- _Material_

=======

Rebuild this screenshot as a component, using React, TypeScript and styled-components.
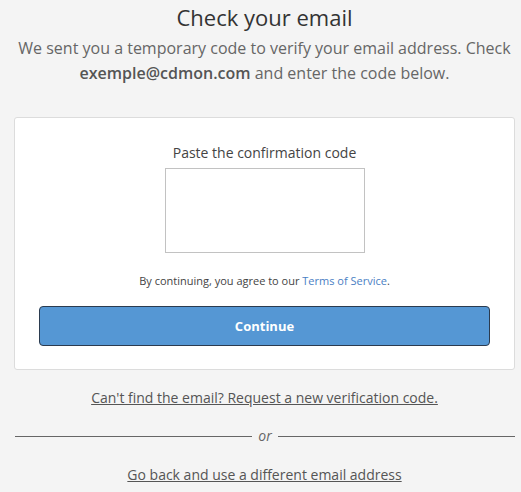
import React from 'react';
import styled, {createGlobalStyle} from 'styled-components';

const GlobalStyle = createGlobalStyle`
    html, body {
        margin: 0;
        padding: 0;
        background: #f4f4f4;
    }
    body {
        font-family: 'Open Sans', 'Noto Sans', sans-serif;
        color: #555;
    }
`;

export default function App() {
    return (
        <>
            <GlobalStyle/>
            <Page>
                <Title>{'Check your email'}</Title>
                <Intro>
                    {'We sent you a temporary code to verify your email address. Check '}
                    <strong>{'exemple@cdmon.com'}</strong>
                    {' and enter the code below.'}
                </Intro>
                <Card>
                    <FieldLabel htmlFor='code'>{'Paste the confirmation code'}</FieldLabel>
                    <CodeInput id='code'/>
                    <Terms>
                        {'By continuing, you agree to our '}
                        <TermsLink href='#'>{'Terms of Service'}</TermsLink>
                        {'.'}
                    </Terms>
                    <ContinueButton type='button'>{'Continue'}</ContinueButton>
                </Card>
                <FooterLink href='#'>{"Can't find the email? Request a new verification code."}</FooterLink>
                <Divider>
                    <DividerText>{'or'}</DividerText>
                </Divider>
                <FooterLink
                    href='#'
                    $flush={true}
                >
                    {'Go back and use a different email address'}
                </FooterLink>
            </Page>
        </>
    );
}

const Page = styled.div`
    width: 501px;
    margin-left: 14px;
    display: flex;
    flex-direction: column;
    align-items: stretch;
    text-align: center;
`;

const Title = styled.h1`
    margin: 3px 0 0;
    font-size: 22px;
    line-height: 28px;
    font-weight: 400;
    color: #333;
`;

const Intro = styled.p`
    margin: 5px -10px 0;
    font-size: 16px;
    line-height: 25px;
    color: #666;

    strong {
        font-weight: 600;
        color: #555;
    }
`;

const Card = styled.div`
    margin-top: 31px;
    background: #fff;
    border: 1px solid #dcdcdc;
    border-radius: 3px;
    padding: 25px 24px 23px;
    display: flex;
    flex-direction: column;
    align-items: center;
`;

const FieldLabel = styled.label`
    font-size: 14px;
    line-height: 20px;
    color: #444;
`;

const CodeInput = styled.textarea`
    margin-top: 5px;
    box-sizing: border-box;
    width: 200px;
    height: 85px;
    border: 1px solid #c2c2c2;
    border-radius: 0;
    resize: none;
    outline: none;
    background: #fff;
`;

const Terms = styled.div`
    margin-top: 20px;
    font-size: 11px;
    line-height: 16px;
    color: #444;
`;

const TermsLink = styled.a`
    color: #4a80c4;
    text-decoration: none;
`;

const ContinueButton = styled.button`
    margin-top: 17px;
    align-self: stretch;
    height: 40px;
    box-sizing: border-box;
    background: #5597d4;
    border: 1px solid #2b3b4f;
    border-radius: 4px;
    color: #fff;
    font-family: 'Open Sans', 'Noto Sans', sans-serif;
    font-size: 13px;
    font-weight: 700;
    cursor: pointer;
`;

const FooterLink = styled.a<{$flush?: boolean}>`
    margin-top: ${({$flush}) => ($flush ? '0' : '18px')};
    align-self: center;
    font-size: 14px;
    line-height: 20px;
    color: #555;
    text-decoration: underline;
`;

const Divider = styled.div`
    margin: 18px 0 19px 1px;
    display: flex;
    align-items: center;
    gap: 6px;

    &::before,
    &::after {
        content: '';
        flex: 1;
        height: 1px;
        background: #666;
    }
`;

const DividerText = styled.span`
    font-size: 14px;
    line-height: 20px;
    font-style: italic;
    color: #666;
`;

=======

Print out the whole of the material word for word, without pictures.

Rebuild this screenshot as a component, using React, TypeScript and styled-components.
import React from 'react';
import styled, {createGlobalStyle} from 'styled-components';

const GlobalStyle = createGlobalStyle`
    html, body {
        margin: 0;
        padding: 0;
        background: #f4f4f4;
    }
    body {
        font-family: 'Open Sans', 'Noto Sans', sans-serif;
        color: #555;
    }
`;

export default function App() {
    return (
        <>
            <GlobalStyle/>
            <Page>
                <Title>{'Check your email'}</Title>
                <Intro>
                    {'We sent you a temporary code to verify your email address. Check '}
                    <strong>{'exemple@cdmon.com'}</strong>
                    {' and enter the code below.'}
                </Intro>
                <Card>
                    <FieldLabel htmlFor='code'>{'Paste the confirmation code'}</FieldLabel>
                    <CodeInput id='code'/>
                    <Terms>
                        {'By continuing, you agree to our '}
                        <TermsLink href='#'>{'Terms of Service'}</TermsLink>
                        {'.'}
                    </Terms>
                    <ContinueButton type='button'>{'Continue'}</ContinueButton>
                </Card>
                <FooterLink href='#'>{"Can't find the email? Request a new verification code."}</FooterLink>
                <Divider>
                    <DividerText>{'or'}</DividerText>
                </Divider>
                <FooterLink
                    href='#'
                    $flush={true}
                >
                    {'Go back and use a different email address'}
                </FooterLink>
            </Page>
        </>
    );
}

const Page = styled.div`
    width: 501px;
    margin-left: 14px;
    display: flex;
    flex-direction: column;
    align-items: stretch;
    text-align: center;
`;

const Title = styled.h1`
    margin: 3px 0 0;
    font-size: 22px;
    line-height: 28px;
    font-weight: 400;
    color: #333;
`;

const Intro = styled.p`
    margin: 5px -10px 0;
    font-size: 16px;
    line-height: 25px;
    color: #666;

    strong {
        font-weight: 600;
        color: #555;
    }
`;

const Card = styled.div`
    margin-top: 31px;
    background: #fff;
    border: 1px solid #dcdcdc;
    border-radius: 3px;
    padding: 25px 24px 23px;
    display: flex;
    flex-direction: column;
    align-items: center;
`;

const FieldLabel = styled.label`
    font-size: 14px;
    line-height: 20px;
    color: #444;
`;

const CodeInput = styled.textarea`
    margin-top: 5px;
    box-sizing: border-box;
    width: 200px;
    height: 85px;
    border: 1px solid #c2c2c2;
    border-radius: 0;
    resize: none;
    outline: none;
    background: #fff;
`;

const Terms = styled.div`
    margin-top: 20px;
    font-size: 11px;
    line-height: 16px;
    color: #444;
`;

const TermsLink = styled.a`
    color: #4a80c4;
    text-decoration: none;
`;

const ContinueButton = styled.button`
    margin-top: 17px;
    align-self: stretch;
    height: 40px;
    box-sizing: border-box;
    background: #5597d4;
    border: 1px solid #2b3b4f;
    border-radius: 4px;
    color: #fff;
    font-family: 'Open Sans', 'Noto Sans', sans-serif;
    font-size: 13px;
    font-weight: 700;
    cursor: pointer;
`;

const FooterLink = styled.a<{$flush?: boolean}>`
    margin-top: ${({$flush}) => ($flush ? '0' : '18px')};
    align-self: center;
    font-size: 14px;
    line-height: 20px;
    color: #555;
    text-decoration: underline;
`;

const Divider = styled.div`
    margin: 18px 0 19px 1px;
    display: flex;
    align-items: center;
    gap: 6px;

    &::before,
    &::after {
        content: '';
        flex: 1;
        height: 1px;
        background: #666;
    }
`;

const DividerText = styled.span`
    font-size: 14px;
    line-height: 20px;
    font-style: italic;
    color: #666;
`;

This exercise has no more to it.